The Obama administration is moving forward on multiple fronts to regulate what has been described as America’s newfound energy panacea: natural gas.
Earlier this month the Environmental Protection Agency announced the first-ever air-emissions standards for hydraulic fracturing, a controversial technology that’s seen as key for developing the vast reserves of shale gas recently found around the country.
In the coming weeks, the Interior Department is expected to propose a trio of rules affecting companies drilling for natural gas on public lands, including one requiring drillers to disclose the chemicals they use in the process to extract the gas—a policy President Obama has touted several times since first stressing its importance in his State of the Union address in January. The other two Interior rules are aimed at ensuring that wells are constructed soundly and water is managed safely during the hydraulic fracturing (or “fracking”) process. Fracking injects large amounts of water, sand, and chemicals into shale rock to allow gas to be extracted.
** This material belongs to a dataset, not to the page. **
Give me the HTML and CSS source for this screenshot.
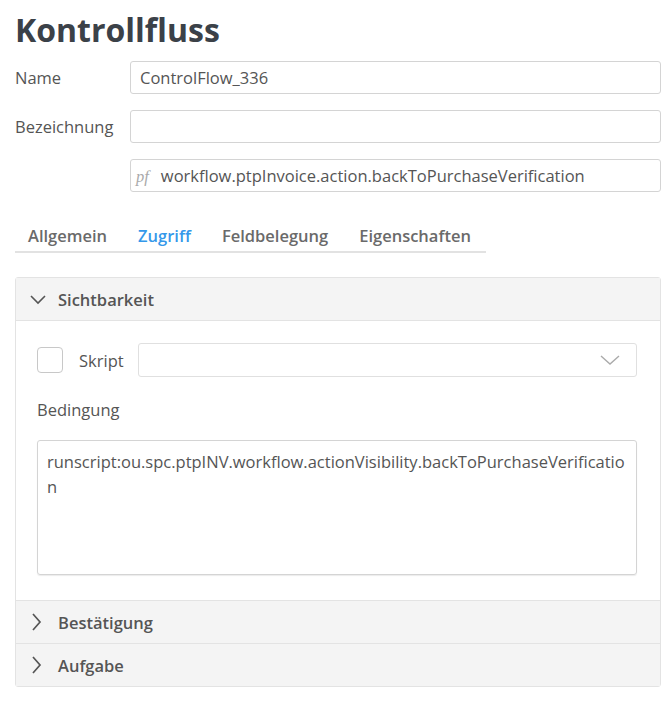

The shale natural-gas boom has thrust the energy source into the national spotlight and onto Obama’s radar. In turn, a tug-of-war has begun between states and the federal government over who should do what to regulate gas development.
“I applaud the new rules,” Rep. Diana DeGette, D-Colo., said recently in anticipation of Interior’s regulations. “But this won’t have any impact on fracking done on private lands. So we need to have a similar strategy for drilling on private lands.”
DeGette, a senior member of the House Energy and Commerce Committee and author of legislation that would create a national disclosure law and put fracking fluids under federal purview of the Safe Drinking Water Act, pointed out: “The vast majority of drilling is not on federal lands.”
In fact, just 14 percent of natural gas came from federal lands in 2010, according to Interior’s Bureau of Land Management. That percentage is probably going to go down as the shale gas reserves are discovered more on private lands, such as in Pennsylvania (which has no gas produced on public lands) and Arkansas (where about 17 percent of all federal leases are producing oil and natural gas, according to 2011 BLM data.)
These facts illustrate the limits facing the Obama administration and Democrats like DeGette who want to see greater federal oversight of natural-gas production. DeGette’s bill and a similar proposal introduced by Sen. Robert Casey, D-Pa., have virtually no chance at becoming law.
“There has been progress where states do their own thing,” Casey said recently. “If you have enough states that are requiring it in the absence of federal legislation that’s certainly helpful.”
For the foreseeable future, the country’s natural-gas producers will operate under a patchwork of state laws and Interior’s rules. The EPA’s clean-air rules announced last week are the only federal standard that applies to all producers in every state. To some lawmakers—including Democrats—this patchwork might be the best option.
“I thought we ought to have a national standard at one point,” Sen. Mark Udall, D-Colo., said recently. “But I’ve got to be a realist. I want to work with the industry to develop standards. They’ve been more focused working state to state and that’s where the action has been.”
All the federal rules the Obama administration is rolling out might make a casual observer think that the natural-gas industry has been unregulated up until now. But in fact, states have often been more successful than the federal government working with companies and understanding the regional geology—a key component of safely harnessing shale gas trapped in rock. Just last month, EPA withdrew its federal authority after inserting itself into environmental concerns with fracking issues in three different states -- Texas, Wyoming, and Pennsylvania.
Those three states and six others have their own laws regulating the drilling practice and requiring disclosure of fracking chemicals, according to a graphic compiled in February by Inside Climate News.
“I think we ought to be in a position where the federal government gives greater credence to state regulations,” said Rep. Cory Gardner, R-Colo. “I get the sense that the federal government thinks it can do everything and anything and it can trump state regulations.”